Copy out each line exactly; pictures stay out of the copy.

▼

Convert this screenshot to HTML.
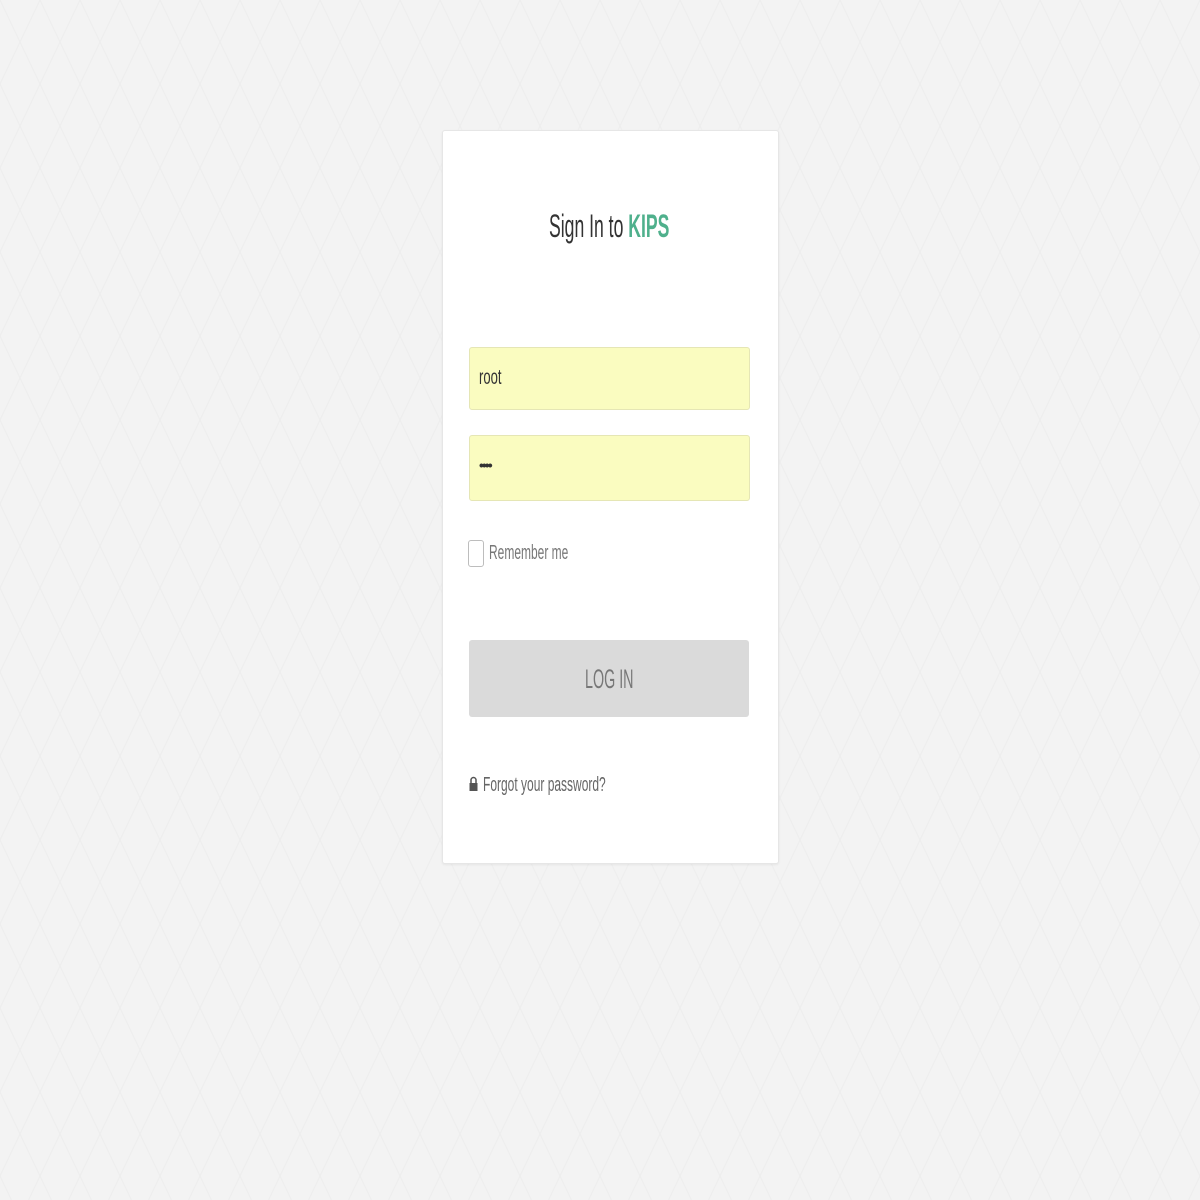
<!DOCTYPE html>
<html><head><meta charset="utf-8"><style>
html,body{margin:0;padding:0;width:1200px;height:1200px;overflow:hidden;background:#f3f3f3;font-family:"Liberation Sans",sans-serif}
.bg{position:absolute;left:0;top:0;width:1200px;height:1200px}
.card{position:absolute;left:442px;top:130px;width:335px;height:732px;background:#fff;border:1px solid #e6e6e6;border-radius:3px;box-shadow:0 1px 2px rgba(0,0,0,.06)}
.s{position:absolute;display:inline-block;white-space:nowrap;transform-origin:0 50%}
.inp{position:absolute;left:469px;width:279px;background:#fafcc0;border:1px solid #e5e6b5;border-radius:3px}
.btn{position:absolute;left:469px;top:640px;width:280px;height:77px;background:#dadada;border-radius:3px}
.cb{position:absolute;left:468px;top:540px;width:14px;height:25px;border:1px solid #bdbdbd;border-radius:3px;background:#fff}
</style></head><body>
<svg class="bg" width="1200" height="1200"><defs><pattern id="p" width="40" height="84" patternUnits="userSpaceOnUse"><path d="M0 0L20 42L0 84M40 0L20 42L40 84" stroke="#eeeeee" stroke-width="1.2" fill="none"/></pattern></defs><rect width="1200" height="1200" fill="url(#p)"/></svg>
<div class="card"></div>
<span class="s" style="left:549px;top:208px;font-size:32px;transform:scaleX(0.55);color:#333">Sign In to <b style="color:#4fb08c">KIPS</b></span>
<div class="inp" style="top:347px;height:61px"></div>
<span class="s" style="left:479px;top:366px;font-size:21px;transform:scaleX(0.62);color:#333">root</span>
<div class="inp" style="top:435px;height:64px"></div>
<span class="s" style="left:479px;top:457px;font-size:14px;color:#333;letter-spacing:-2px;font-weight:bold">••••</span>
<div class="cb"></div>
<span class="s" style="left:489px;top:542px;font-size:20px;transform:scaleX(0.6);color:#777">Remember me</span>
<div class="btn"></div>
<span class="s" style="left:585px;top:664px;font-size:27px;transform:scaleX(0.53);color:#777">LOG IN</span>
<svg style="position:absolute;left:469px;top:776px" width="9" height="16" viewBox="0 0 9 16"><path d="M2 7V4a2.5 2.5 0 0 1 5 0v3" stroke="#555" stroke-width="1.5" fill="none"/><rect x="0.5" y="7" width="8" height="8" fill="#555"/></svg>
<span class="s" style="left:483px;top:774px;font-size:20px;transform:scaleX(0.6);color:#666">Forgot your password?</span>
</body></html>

▲

TASK RESULT
Convert this screenshot to HTML.
<!DOCTYPE html>
<html><head><meta charset="utf-8"><style>
html,body{margin:0;padding:0;width:1200px;height:1200px;overflow:hidden;background:#f3f3f3;font-family:"Liberation Sans",sans-serif}
.bg{position:absolute;left:0;top:0;width:1200px;height:1200px}
.card{position:absolute;left:442px;top:130px;width:335px;height:732px;background:#fff;border:1px solid #e6e6e6;border-radius:3px;box-shadow:0 1px 2px rgba(0,0,0,.06)}
.s{position:absolute;display:inline-block;white-space:nowrap;transform-origin:0 50%}
.inp{position:absolute;left:469px;width:279px;background:#fafcc0;border:1px solid #e5e6b5;border-radius:3px}
.btn{position:absolute;left:469px;top:640px;width:280px;height:77px;background:#dadada;border-radius:3px}
.cb{position:absolute;left:468px;top:540px;width:14px;height:25px;border:1px solid #bdbdbd;border-radius:3px;background:#fff}
</style></head><body>
<svg class="bg" width="1200" height="1200"><defs><pattern id="p" width="40" height="84" patternUnits="userSpaceOnUse"><path d="M0 0L20 42L0 84M40 0L20 42L40 84" stroke="#eeeeee" stroke-width="1.2" fill="none"/></pattern></defs><rect width="1200" height="1200" fill="url(#p)"/></svg>
<div class="card"></div>
<span class="s" style="left:549px;top:208px;font-size:32px;transform:scaleX(0.55);color:#333">Sign In to <b style="color:#4fb08c">KIPS</b></span>
<div class="inp" style="top:347px;height:61px"></div>
<span class="s" style="left:479px;top:366px;font-size:21px;transform:scaleX(0.62);color:#333">root</span>
<div class="inp" style="top:435px;height:64px"></div>
<span class="s" style="left:479px;top:457px;font-size:14px;color:#333;letter-spacing:-2px;font-weight:bold">••••</span>
<div class="cb"></div>
<span class="s" style="left:489px;top:542px;font-size:20px;transform:scaleX(0.6);color:#777">Remember me</span>
<div class="btn"></div>
<span class="s" style="left:585px;top:664px;font-size:27px;transform:scaleX(0.53);color:#777">LOG IN</span>
<svg style="position:absolute;left:469px;top:776px" width="9" height="16" viewBox="0 0 9 16"><path d="M2 7V4a2.5 2.5 0 0 1 5 0v3" stroke="#555" stroke-width="1.5" fill="none"/><rect x="0.5" y="7" width="8" height="8" fill="#555"/></svg>
<span class="s" style="left:483px;top:774px;font-size:20px;transform:scaleX(0.6);color:#666">Forgot your password?</span>
</body></html>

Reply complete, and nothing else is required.